生まれて初めて島根県に降り立ったときのことです。そこでであった地元の方が、それはもうビックリするほどに親切で、島根県内を車でグルグル案内してくれたんです。さらに出向く先々で出会ったたくさんの人たちもまた、ビックリするほどに親切。考え方もすごく柔軟で、都会の人ではないけれど、田舎の人でもなくって、なんていうのかな、やっぱ神話の国の人たちといったほうがピッタリといった雰囲気でした。
今回紹介する神魂神社のことを知ったのも、初めて私が島根県を訪れたときでした。地元の人に旅の目的は出雲大社参拝だということを告げると、誰もが「大社へ行くなら絶対に神魂神社へ行きなさい。大社だけだったら片手落ちになるから」と力説してきたんです。さすがにそこまで言われてしまうと、やはり無視することはできません。それに神社の名前に妙に惹かれてしまい、連れていってもらったのを憶えています。
以来、もう10年以上経つのですが、出雲大社へ参拝するときは神魂神社も出来るだけ参拝しています。
出来るだけというのは、神魂神社が出雲市内ではなく、松江市にあるからです。松江駅から車で20分くらいの場所。出雲のついでにブラリと立ち寄るという雰囲気ではありません。それなりに時間にも余裕を持っていなくては参拝できないからです。
神社周辺はいたって感じのフツーの場所なのですが、神社に近づくにつれて徐々に空気が変わってきます。なんだかきっついというか、厳しい気がヒシヒシとやってくるんです。大らかな出雲大社とはまったく違います。鳥居をくぐると、それはさらに強烈になり、石段をのぼりきると世界がガラリと変わります。それに変わるのは空気だけではありません。なにか強い結界が張り巡らされている感じがしてなりません。私たちには見えない何かをこの神社は必死に守っている、そんな感じさえします。とにかくこの独特な雰囲気に感動しないわけがない! 多分、実際に行かないとわかりません。怖いほどに「貫禄」だとか「威圧感」という言葉が似合います。軽々しい気持ちで参拝できない、作法をキチンと守らないといけないキブンになってしまうんです。
じつは神魂神社の本殿は国宝なんです。大社造りとしては最古の建築物。最古だといわれなくとも、歴史があることは苔に覆われた屋根などをみれば一目瞭然なのですが、それ以上に周囲の木々の1本にも無駄のない美しさに神社としての原型を感じます。

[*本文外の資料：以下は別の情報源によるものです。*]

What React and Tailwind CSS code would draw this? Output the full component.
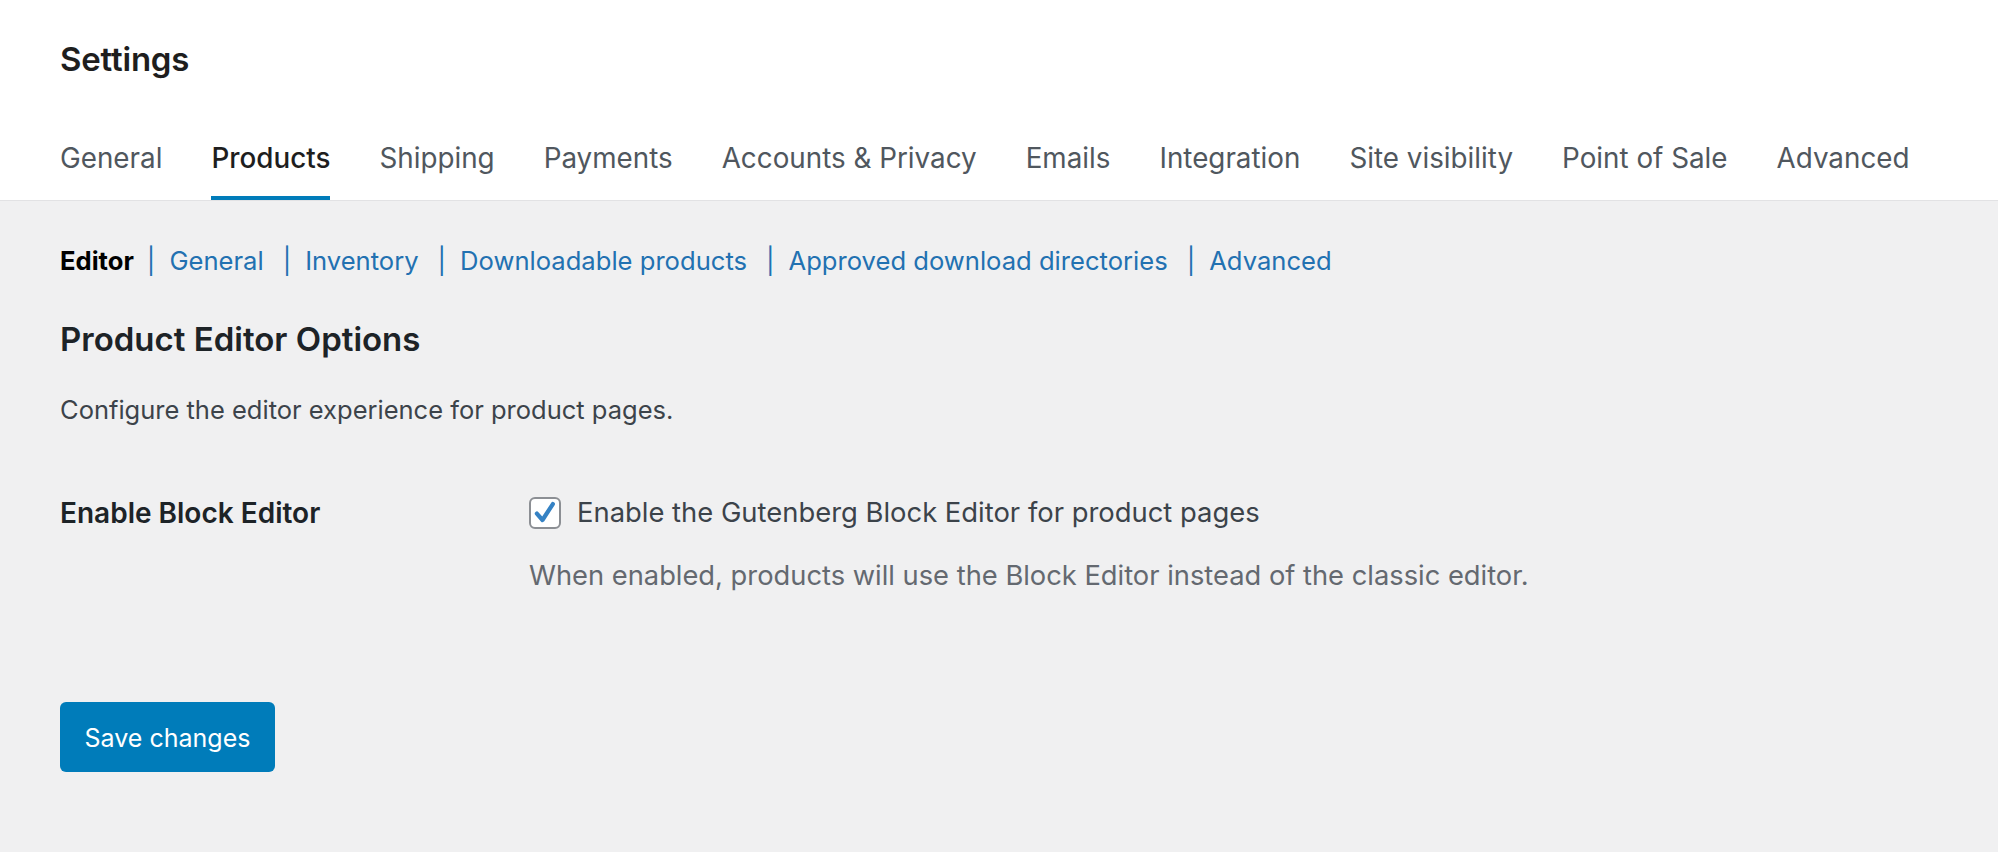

また神社に家紋は「有」という字が使われていて印象的なのですが、これは10月の神在月[神有月]カミアリヅキ(出雲では神在月といわれ、他では神無月)の「在」→「有」の意味だそうです。でもご祭神が伊弉冊大神、伊弉諾大神です。伊弉冊大神は死後熊野有馬村に葬られたとされています。そして神社の名前、独特の雰囲気を考えると、なんらかの関係があるのかなと考えてしまったり。そーすると夜も眠れなくなるのですが、ああ身近に神話好きな人、古代のロマンを語り合えず色男とかいないかしらって思うのは、単なる卑しい人妻のロマン。
そうそう、境内の奥に小さなお社があり、そこには古い御釜を祭っているんです。これは神話によると国造家の祖天穂日命が、大国主命に国譲りを勧めるために高天原から御釜に乗って、この地に降り立ったという伝説の釜なんだそうです。となれば宇宙人好きの私は自ずと釜はUFOではないだろうかと考えてしまって。そーすると夜も眠れなくなるのですが、ああ身近にUFO好きな人、宇宙のロマンを語り合えず色男とかいないかしらって思うのは、単なる卑しい人妻のロマン。